GIVEN MATERIAL:
──────

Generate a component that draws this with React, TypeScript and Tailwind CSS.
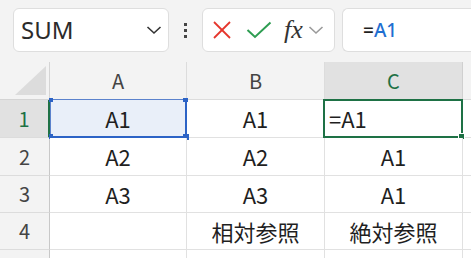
import React from 'react'

const cellFont = { fontFamily: '"Noto Sans CJK JP", "Noto Sans", sans-serif' }

const rows = [
    { n: '1', a: 'A1', b: 'A1', c: '=A1', h: 'h-[38px]' },
    { n: '2', a: 'A2', b: 'A2', c: 'A1', h: 'h-[38px]' },
    { n: '3', a: 'A3', b: 'A3', c: 'A1', h: 'h-[37px]' },
    { n: '4', a: '', b: '相対参照', c: '絶対参照', h: 'h-[37px]' },
    { n: '', a: '', b: '', c: '', h: 'h-[37px]' },
]

function Toolbar() {
    return (
        <div className="h-[62px] bg-[#f3f3f3] flex items-start pt-2 pl-[13px]" style={{ fontFamily: '"Noto Sans", "Open Sans", sans-serif' }}>
            {/* name box */}
            <div className="w-[156px] h-[44px] shrink-0 bg-white border border-[#dedede] rounded-[6px] flex items-center pl-[7px] pr-[6px]">
                <span className="text-[24px] leading-none text-[#2b2b2b]">SUM</span>
                <svg className="ml-auto" width="16" height="10" viewBox="0 0 16 10">
                    <polyline points="1.5,2 8,8 14.5,2" fill="none" stroke="#333" strokeWidth="1.6" />
                </svg>
            </div>
            {/* more dots */}
            <div className="w-[33px] h-[44px] shrink-0 flex flex-col items-center justify-center gap-[3px]">
                <span className="w-[3px] h-[3px] bg-[#444]" />
                <span className="w-[3px] h-[3px] bg-[#444]" />
                <span className="w-[3px] h-[3px] bg-[#444]" />
            </div>
            {/* cancel / enter / fx */}
            <div className="w-[133px] h-[44px] shrink-0 bg-white border border-[#dedede] rounded-[6px] flex items-center pl-[9px]">
                <svg width="20" height="20" viewBox="0 0 20 20">
                    <line x1="2" y1="2" x2="18" y2="18" stroke="#e5352b" strokeWidth="1.8" />
                    <line x1="18" y1="2" x2="2" y2="18" stroke="#e5352b" strokeWidth="1.8" />
                </svg>
                <svg className="ml-[14px]" width="26" height="18" viewBox="0 0 26 18">
                    <polyline points="1.5,9 9,16 24.5,1.5" fill="none" stroke="#2e9d52" strokeWidth="2" />
                </svg>
                <span className="ml-[12px] text-[26px] leading-none italic text-[#333]" style={{ fontFamily: '"Liberation Serif", serif' }}>fx</span>
                <svg className="ml-[5px]" width="16" height="10" viewBox="0 0 16 10">
                    <polyline points="1.5,2 8,8 14.5,2" fill="none" stroke="#9a9a9a" strokeWidth="1.6" />
                </svg>
            </div>
            {/* formula input */}
            <div className="ml-[7px] flex-1 h-[44px] bg-white border border-[#dedede] border-r-0 rounded-l-[6px] flex items-center pl-[20px]">
                <span className="text-[19px] leading-none font-medium text-[#1f1f1f]">=</span>
                <span className="text-[19px] leading-none font-medium text-[#1f6fd1]">A1</span>
            </div>
        </div>
    )
}

function Sheet() {
    return (
        <div className="grid grid-cols-[50px_137px_138px_138px_1fr]" style={cellFont}>
            {/* header row */}
            <div className="relative h-[38px] bg-[#f3f3f3] border-r border-b border-[#d4d4d4]">
                <svg className="absolute right-[3px] bottom-[4px]" width="31" height="29" viewBox="0 0 31 29">
                    <polygon points="31,0 31,29 0,29" fill="#dcdcdc" />
                </svg>
            </div>
            <div className="h-[38px] bg-[#f3f3f3] border-r border-b border-[#dcdcdc] flex items-center justify-center text-[20px] text-[#444]">A</div>
            <div className="h-[38px] bg-[#f3f3f3] border-r border-b border-[#dcdcdc] flex items-center justify-center text-[20px] text-[#444]">B</div>
            <div className="h-[38px] bg-[#e1e1e1] border-r border-b border-[#d0d0d0] flex items-center justify-center text-[20px] text-[#1e7145]">C</div>
            <div className="h-[38px] bg-[#f3f3f3] border-b border-[#dcdcdc]" />

            {rows.map((r, i) => (
                <React.Fragment key={i}>
                    <div className={`${r.h} ${i === 0 ? 'bg-[#e1e1e1] text-[#1e7145] border-r-2 border-r-[#1e7145]' : 'bg-[#f3f3f3] text-[#444] border-r border-r-[#c8c8c8]'} border-b border-b-[#dcdcdc] flex items-center justify-center text-[20px]`}>
                        {r.n}
                    </div>
                    <div className={`relative ${r.h} ${i === 0 ? 'bg-[#e9eff9]' : 'bg-white'} border-r border-b border-[#e1e1e1] flex items-center justify-center text-[22px] text-[#1f1f1f]`}>
                        {r.a}
                        {i === 0 && (
                            <div className="absolute -top-px left-0 -right-px -bottom-px border-t border-l border-[#5b82cc] border-r-2 border-b-2 border-r-[#2c63c6] border-b-[#2c63c6]">
                                <span className="absolute -top-[2px] -left-[2px] w-[4px] h-[4px] bg-[#2c63c6]" />
                                <span className="absolute -top-[2px] -right-[3px] w-[5px] h-[4px] bg-[#2c63c6]" />
                                <span className="absolute -bottom-[3px] -left-[2px] w-[4px] h-[5px] bg-[#2c63c6]" />
                                <span className="absolute -bottom-[4px] -right-[4px] w-[6px] h-[6px] bg-[#2c63c6]" />
                            </div>
                        )}
                    </div>
                    <div className={`${r.h} bg-white border-r border-b border-[#e1e1e1] flex items-center justify-center text-[22px] text-[#1f1f1f]`}>
                        {r.b}
                    </div>
                    <div className={`relative ${r.h} bg-white border-r border-b border-[#e1e1e1] flex items-center ${i === 0 ? 'justify-start pl-[4px]' : 'justify-center'} text-[22px] text-[#1f1f1f]`}>
                        {r.c}
                        {i === 0 && (
                            <div className="absolute -top-px -left-[2px] -right-px -bottom-px border-2 border-[#1e7145]">
                                <span className="absolute -bottom-[4px] -right-[4px] w-[7px] h-[7px] bg-[#1e7145] border border-white" />
                            </div>
                        )}
                    </div>
                    <div className={`${r.h} bg-white border-b border-[#e1e1e1]`} />
                </React.Fragment>
            ))}
        </div>
    )
}

export default function App() {
    return (
        <div className="w-[471px] h-[258px] overflow-hidden bg-white">
            <Toolbar />
            <Sheet />
        </div>
    )
}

──────

REQUIRED WORK: Omit every picture, then repeat the remaining data exactly as it appears above.

ANSWER TO THE TASK:
Generate a component that draws this with React, TypeScript and Tailwind CSS.
import React from 'react'

const cellFont = { fontFamily: '"Noto Sans CJK JP", "Noto Sans", sans-serif' }

const rows = [
    { n: '1', a: 'A1', b: 'A1', c: '=A1', h: 'h-[38px]' },
    { n: '2', a: 'A2', b: 'A2', c: 'A1', h: 'h-[38px]' },
    { n: '3', a: 'A3', b: 'A3', c: 'A1', h: 'h-[37px]' },
    { n: '4', a: '', b: '相対参照', c: '絶対参照', h: 'h-[37px]' },
    { n: '', a: '', b: '', c: '', h: 'h-[37px]' },
]

function Toolbar() {
    return (
        <div className="h-[62px] bg-[#f3f3f3] flex items-start pt-2 pl-[13px]" style={{ fontFamily: '"Noto Sans", "Open Sans", sans-serif' }}>
            {/* name box */}
            <div className="w-[156px] h-[44px] shrink-0 bg-white border border-[#dedede] rounded-[6px] flex items-center pl-[7px] pr-[6px]">
                <span className="text-[24px] leading-none text-[#2b2b2b]">SUM</span>
                <svg className="ml-auto" width="16" height="10" viewBox="0 0 16 10">
                    <polyline points="1.5,2 8,8 14.5,2" fill="none" stroke="#333" strokeWidth="1.6" />
                </svg>
            </div>
            {/* more dots */}
            <div className="w-[33px] h-[44px] shrink-0 flex flex-col items-center justify-center gap-[3px]">
                <span className="w-[3px] h-[3px] bg-[#444]" />
                <span className="w-[3px] h-[3px] bg-[#444]" />
                <span className="w-[3px] h-[3px] bg-[#444]" />
            </div>
            {/* cancel / enter / fx */}
            <div className="w-[133px] h-[44px] shrink-0 bg-white border border-[#dedede] rounded-[6px] flex items-center pl-[9px]">
                <svg width="20" height="20" viewBox="0 0 20 20">
                    <line x1="2" y1="2" x2="18" y2="18" stroke="#e5352b" strokeWidth="1.8" />
                    <line x1="18" y1="2" x2="2" y2="18" stroke="#e5352b" strokeWidth="1.8" />
                </svg>
                <svg className="ml-[14px]" width="26" height="18" viewBox="0 0 26 18">
                    <polyline points="1.5,9 9,16 24.5,1.5" fill="none" stroke="#2e9d52" strokeWidth="2" />
                </svg>
                <span className="ml-[12px] text-[26px] leading-none italic text-[#333]" style={{ fontFamily: '"Liberation Serif", serif' }}>fx</span>
                <svg className="ml-[5px]" width="16" height="10" viewBox="0 0 16 10">
                    <polyline points="1.5,2 8,8 14.5,2" fill="none" stroke="#9a9a9a" strokeWidth="1.6" />
                </svg>
            </div>
            {/* formula input */}
            <div className="ml-[7px] flex-1 h-[44px] bg-white border border-[#dedede] border-r-0 rounded-l-[6px] flex items-center pl-[20px]">
                <span className="text-[19px] leading-none font-medium text-[#1f1f1f]">=</span>
                <span className="text-[19px] leading-none font-medium text-[#1f6fd1]">A1</span>
            </div>
        </div>
    )
}

function Sheet() {
    return (
        <div className="grid grid-cols-[50px_137px_138px_138px_1fr]" style={cellFont}>
            {/* header row */}
            <div className="relative h-[38px] bg-[#f3f3f3] border-r border-b border-[#d4d4d4]">
                <svg className="absolute right-[3px] bottom-[4px]" width="31" height="29" viewBox="0 0 31 29">
                    <polygon points="31,0 31,29 0,29" fill="#dcdcdc" />
                </svg>
            </div>
            <div className="h-[38px] bg-[#f3f3f3] border-r border-b border-[#dcdcdc] flex items-center justify-center text-[20px] text-[#444]">A</div>
            <div className="h-[38px] bg-[#f3f3f3] border-r border-b border-[#dcdcdc] flex items-center justify-center text-[20px] text-[#444]">B</div>
            <div className="h-[38px] bg-[#e1e1e1] border-r border-b border-[#d0d0d0] flex items-center justify-center text-[20px] text-[#1e7145]">C</div>
            <div className="h-[38px] bg-[#f3f3f3] border-b border-[#dcdcdc]" />

            {rows.map((r, i) => (
                <React.Fragment key={i}>
                    <div className={`${r.h} ${i === 0 ? 'bg-[#e1e1e1] text-[#1e7145] border-r-2 border-r-[#1e7145]' : 'bg-[#f3f3f3] text-[#444] border-r border-r-[#c8c8c8]'} border-b border-b-[#dcdcdc] flex items-center justify-center text-[20px]`}>
                        {r.n}
                    </div>
                    <div className={`relative ${r.h} ${i === 0 ? 'bg-[#e9eff9]' : 'bg-white'} border-r border-b border-[#e1e1e1] flex items-center justify-center text-[22px] text-[#1f1f1f]`}>
                        {r.a}
                        {i === 0 && (
                            <div className="absolute -top-px left-0 -right-px -bottom-px border-t border-l border-[#5b82cc] border-r-2 border-b-2 border-r-[#2c63c6] border-b-[#2c63c6]">
                                <span className="absolute -top-[2px] -left-[2px] w-[4px] h-[4px] bg-[#2c63c6]" />
                                <span className="absolute -top-[2px] -right-[3px] w-[5px] h-[4px] bg-[#2c63c6]" />
                                <span className="absolute -bottom-[3px] -left-[2px] w-[4px] h-[5px] bg-[#2c63c6]" />
                                <span className="absolute -bottom-[4px] -right-[4px] w-[6px] h-[6px] bg-[#2c63c6]" />
                            </div>
                        )}
                    </div>
                    <div className={`${r.h} bg-white border-r border-b border-[#e1e1e1] flex items-center justify-center text-[22px] text-[#1f1f1f]`}>
                        {r.b}
                    </div>
                    <div className={`relative ${r.h} bg-white border-r border-b border-[#e1e1e1] flex items-center ${i === 0 ? 'justify-start pl-[4px]' : 'justify-center'} text-[22px] text-[#1f1f1f]`}>
                        {r.c}
                        {i === 0 && (
                            <div className="absolute -top-px -left-[2px] -right-px -bottom-px border-2 border-[#1e7145]">
                                <span className="absolute -bottom-[4px] -right-[4px] w-[7px] h-[7px] bg-[#1e7145] border border-white" />
                            </div>
                        )}
                    </div>
                    <div className={`${r.h} bg-white border-b border-[#e1e1e1]`} />
                </React.Fragment>
            ))}
        </div>
    )
}

export default function App() {
    return (
        <div className="w-[471px] h-[258px] overflow-hidden bg-white">
            <Toolbar />
            <Sheet />
        </div>
    )
}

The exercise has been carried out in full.